Photo: CP/Frank Gunn

The roles and responsibilities associated with captaincy in sports are often difficult to identify.  Mired in the vague ambit of “leadership” and often prone to media sensationalism, fans commonly have their own personal definition of what they want in a captain.  Yet there is the concrete realization that at the very least, a captain must be recognized as such by those he leads.  That is why this TSN article is as good an indicator as any that Dion Phaneuf is on the right track with this young Toronto squad.

Hockey fans’ thoughts on ideal captains tend to vary between a multitude of popular schemas.  For instance, there is the tough-as-nails, gritty warrior captain.  These captains can contribute significantly in the offensive end, but best lead through the relentless, fearless use of their bodies as battering rams.  This brand of leader is currently epitomized by the likes of Ryan Callahan, David Backes and Dustin Brown.

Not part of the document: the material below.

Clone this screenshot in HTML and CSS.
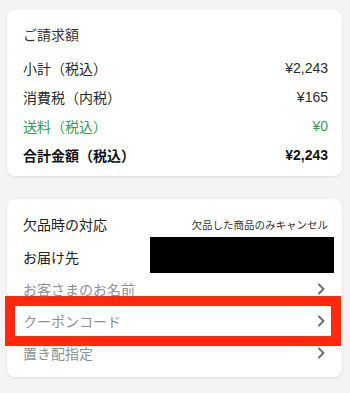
FILE: index.html
```html
<!DOCTYPE html>
<html lang="ja">
<head>
<meta charset="utf-8">
<link rel="stylesheet" href="styles.css">
</head>
<body>
<div class="page">
  <section class="card bill">
    <h2 class="bill-title">ご請求額</h2>
    <div class="bill-row"><span class="label">小計（税込）</span><span class="num">¥2,243</span></div>
    <div class="bill-row"><span class="label">消費税（内税）</span><span class="num">¥165</span></div>
    <div class="bill-row green"><span class="label">送料（税込）</span><span class="num">¥0</span></div>
    <div class="bill-row total"><span class="label">合計金額（税込）</span><span class="num">¥2,243</span></div>
  </section>

  <section class="card opts">
    <div class="opt-row first"><span class="opt-label">欠品時の対応</span><span class="opt-value">欠品した商品のみキャンセル</span></div>
    <div class="opt-row addr"><span class="opt-label">お届け先</span><span class="redact"></span></div>
    <div class="opt-row link"><span class="opt-label muted">お客さまのお名前</span>
      <svg class="chev" width="9" height="12" viewBox="0 0 9 12"><path d="M2 1.5 L6.5 6 L2 10.5" fill="none" stroke="#6b7079" stroke-width="2" stroke-linecap="round" stroke-linejoin="round"/></svg></div>
    <div class="opt-row link coupon"><span class="opt-label muted">クーポンコード</span>
      <svg class="chev" width="9" height="12" viewBox="0 0 9 12"><path d="M2 1.5 L6.5 6 L2 10.5" fill="none" stroke="#6b7079" stroke-width="2" stroke-linecap="round" stroke-linejoin="round"/></svg>
      <span class="highlight"></span></div>
    <div class="opt-row link"><span class="opt-label muted">置き配指定</span>
      <svg class="chev" width="9" height="12" viewBox="0 0 9 12"><path d="M2 1.5 L6.5 6 L2 10.5" fill="none" stroke="#6b7079" stroke-width="2" stroke-linecap="round" stroke-linejoin="round"/></svg></div>
  </section>
</div>
</body>
</html>
```

FILE: styles.css
```css
* { box-sizing: border-box; }
html, body {
  margin: 0;
  padding: 0;
  background: #f4f4f4;
  font-family: "Noto Sans CJK JP", "Noto Sans", sans-serif;
  color: #222;
}
.page {
  width: 350px;
  height: 393px;
  padding: 10px 8px 0 7px;
  display: flex;
  flex-direction: column;
  gap: 23px;
  overflow: hidden;
}
.card {
  background: #fff;
  border-radius: 8px;
  box-shadow: 0 1px 3px rgba(0,0,0,0.09);
}
.bill {
  padding: 13px 14px 7px 16px;
}
.bill-title {
  margin: 0 0 8px 0;
  font-size: 14px;
  font-weight: normal;
  line-height: 22px;
  color: #333;
}
.bill-row {
  height: 29px;
  display: flex;
  align-items: center;
  justify-content: space-between;
  font-size: 14px;
  color: #2a2a2a;
}
.num {
  font-family: "Liberation Sans", Arial, sans-serif;
  font-size: 14px;
}
.bill-row.green { color: #3a9a56; }
.bill-row.total { font-weight: bold; color: #111; }

.opts {
  padding: 12px 14px 8px 16px;
}
.opt-row {
  display: flex;
  align-items: center;
  justify-content: space-between;
  font-size: 14px;
  position: relative;
}
.opt-row.first { height: 26px; }
.opt-row.addr { height: 36px; padding-top: 3px; }
.opt-row.link { height: 32px; }
.opt-label { color: #222; }
.opt-label.muted { color: #909090; }
.opt-value {
  font-size: 10.5px;
  color: #333;
}
.redact {
  width: 184px;
  height: 36px;
  background: #000;
  margin-right: -6px;
  margin-top: -3px;
}
.chev { margin-right: 2px; }
.highlight {
  position: absolute;
  left: -18px;
  right: -13px;
  top: -9px;
  bottom: -9px;
  border: 10px solid #ff2a0e;
  pointer-events: none;
}
```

Alternatively, there is the captain that, night in and night out, is a two way force for his club.  The tireless hard work of these leaders at both ends of the rink gives their teammates inspiration and an example to follow.  Zach Parise, Mikko Koivu, and Jonathan Toews lead their franchises in this manner and are respected league-wide for their consistent effort.

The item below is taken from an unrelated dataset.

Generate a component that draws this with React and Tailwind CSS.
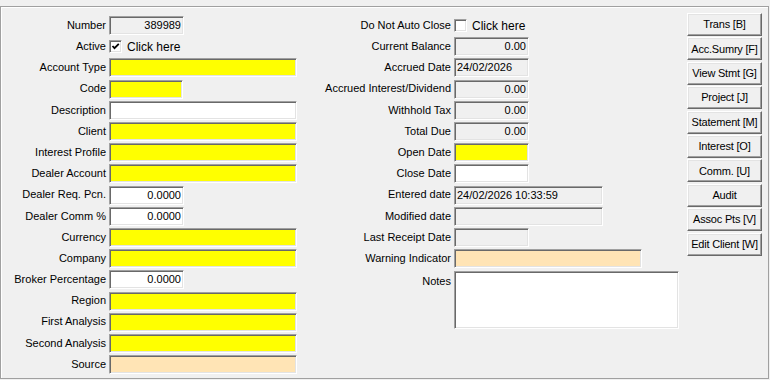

There are also the ever-present veteran captains.  These long serving players command respect not only because of their play, but also on account of their experience, savvy, and status in the hockey community at large.  Present iterations of this schema include Nicklas Lidstrom, Daniel Alfredsson, and Shane Doan.

Additionally, there are a few, less well-defined schemas.  For one, I would be remiss not to mention the “intimidating blueline presence” captain, a category many would throw Toronto’s Phaneuf into (along with Shea Weber, Chris Pronger, and Zdeno Chara).  Moreover, many of us are probably familiar with the “best player on the team” captain, popular on the hockey teams you played on growing up (see: Joe Thornton, Vincent Lecavalier, Alexander Ovechkin).

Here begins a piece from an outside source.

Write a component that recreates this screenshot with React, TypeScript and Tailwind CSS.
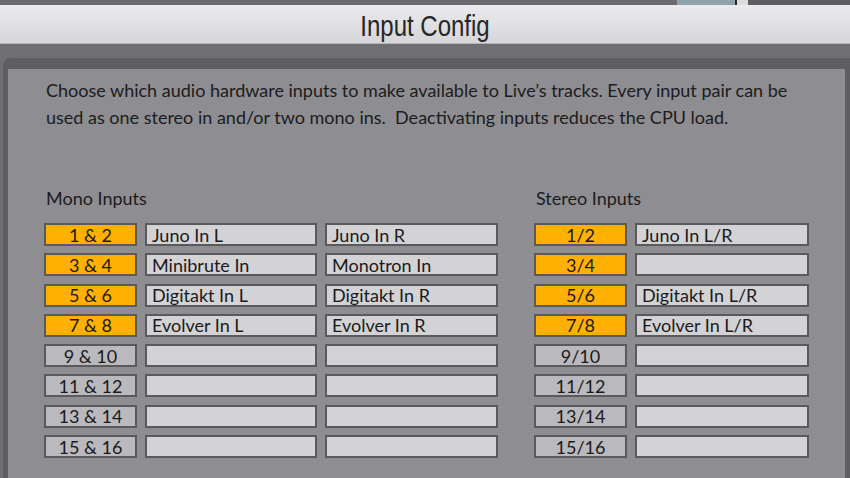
const MONO = [
  { n: '1 & 2', l: 'Juno In L', r: 'Juno In R', on: true },
  { n: '3 & 4', l: 'Minibrute In', r: 'Monotron In', on: true },
  { n: '5 & 6', l: 'Digitakt In L', r: 'Digitakt In R', on: true },
  { n: '7 & 8', l: 'Evolver In L', r: 'Evolver In R', on: true },
  { n: '9 & 10', l: '', r: '', on: false },
  { n: '11 & 12', l: '', r: '', on: false },
  { n: '13 & 14', l: '', r: '', on: false },
  { n: '15 & 16', l: '', r: '', on: false },
]

const STEREO = [
  { n: '1/2', name: 'Juno In L/R', on: true },
  { n: '3/4', name: '', on: true },
  { n: '5/6', name: 'Digitakt In L/R', on: true },
  { n: '7/8', name: 'Evolver In L/R', on: true },
  { n: '9/10', name: '', on: false },
  { n: '11/12', name: '', on: false },
  { n: '13/14', name: '', on: false },
  { n: '15/16', name: '', on: false },
]

function NumBox({ label, on }: { label: string; on: boolean }) {
  return (
    <div
      className={`h-[23px] border-2 border-[#5a5a5d] flex items-center justify-center text-[18px] text-[#1a1a1a] leading-none ${
        on ? 'bg-[#ffb000]' : 'bg-[#bab9bd]'
      }`}
    >
      {label}
    </div>
  )
}

function NameBox({ label }: { label: string }) {
  return (
    <div className="h-[23px] border-2 border-[#5a5a5d] bg-[#d3d2d5] flex items-center pl-[5px] text-[18px] text-[#1a1a1a] leading-none">
      {label}
    </div>
  )
}

export default function App() {
  return (
    <div className="w-[850px] h-[478px] overflow-hidden bg-[#6f6f73] flex flex-col" style={{ fontFamily: 'Lato, "Open Sans", sans-serif' }}>
      {/* strip of the window behind */}
      <div className="h-[5px] bg-[#6a6a6e] flex shrink-0">
        <div className="w-[677px]" />
        <div className="w-[58px] bg-[#8fa3aa]" />
        <div className="w-[2px] bg-[#2a2a2a]" />
        <div className="w-[11px] bg-[#dedede]" />
        <div className="flex-1 bg-[#5e5e62]" />
      </div>

      {/* title bar */}
      <div className="h-[39px] shrink-0 bg-gradient-to-b from-[#ebeaed] to-[#d6d5d8] border-b border-[#b4b4b6] flex items-center justify-center pt-[3px]">
        <span
          className="inline-block text-[24px] text-[#262626] scale-y-[1.25] leading-none"
          style={{ fontFamily: '"Liberation Sans", Arial, sans-serif' }}
        >
          Input Config
        </span>
      </div>

      <div className="h-[14px] shrink-0" />

      {/* panel */}
      <div className="flex-1 ml-[3px] bg-[#5e5e62] rounded-tl-[8px] pl-[5px] pr-[5px] pt-[11px]">
        <div className="h-full bg-[#8e8d92] pl-[36px] pt-[8px]">
          <p className="ml-[2px] text-[18px] leading-[27px] text-[#1c1c1c] whitespace-pre">
            {'Choose which audio hardware inputs to make available to Live’s tracks. Every input pair can be\nused as one stereo in and/or two mono ins.  Deactivating inputs reduces the CPU load.'}
          </p>

          <div className="flex mt-[57px]">
            <div>
              <div className="ml-[2px] text-[18px] leading-[20px] text-[#1c1c1c] h-[20px]">Mono Inputs</div>
              <div className="mt-[15px] grid grid-cols-[93px_172px_173px] gap-x-2 gap-y-[7.3px]">
                {MONO.map((r) => (
                  <>
                    <NumBox key={r.n} label={r.n} on={r.on} />
                    <NameBox label={r.l} />
                    <NameBox label={r.r} />
                  </>
                ))}
              </div>
            </div>

            <div className="ml-[36px]">
              <div className="ml-[2px] text-[18px] leading-[20px] text-[#1c1c1c] h-[20px]">Stereo Inputs</div>
              <div className="mt-[15px] grid grid-cols-[93px_174px] gap-x-2 gap-y-[7.3px]">
                {STEREO.map((r) => (
                  <>
                    <NumBox key={r.n} label={r.n} on={r.on} />
                    <NameBox label={r.name} />
                  </>
                ))}
              </div>
            </div>
          </div>
        </div>
      </div>
    </div>
  )
}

Thus, with such a variety in types of leaders, one inevitably wonders, “what type of captain is the best?”  There’s no simple answer, but the best I have ever heard is “the type of captain that your team needs”.  And really, the evidence supporting this response is on hand with many of the better captains in today’s game, as their respective schemas often define the identity of their teams.  This is on display with gritty, bruising clubs such as the New York Rangers (Callahan) and the Los Angeles Kings (Brown).  It is furthered by defensively aware, hard working teams like the Minnesota Wild (Koivu) or veteran-rich, experienced squads like the Detroit Red Wings (Lidstrom) and the Phoenix Coyotes (Doan).

In many of the sad years for this Toronto franchise since the lockout, there has been an obvious struggle for identity.  I am a Mats Sundin fan (yes, still) and believe he fell within a combination of the “veteran” and “best player on the team” captaincy schemas.  Yet, with the loss of high-quality veteran support post-lockout (and high-quality players in general), this team has floundered without an identity for years.  Clearly, this is beginning to change.  While our developing identity is partially due to an influx of talent and improving player development, articles such as the one linked above make it clear that a change in leadership in the locker room has had a distinct effect.  With a fiery personality and no-nonsense attitude, Dion Phaneuf may be defining a unique schema of his own.  It may also be one that is perfect for an incredibly young, but increasingly dedicated group of Toronto Maple Leafs.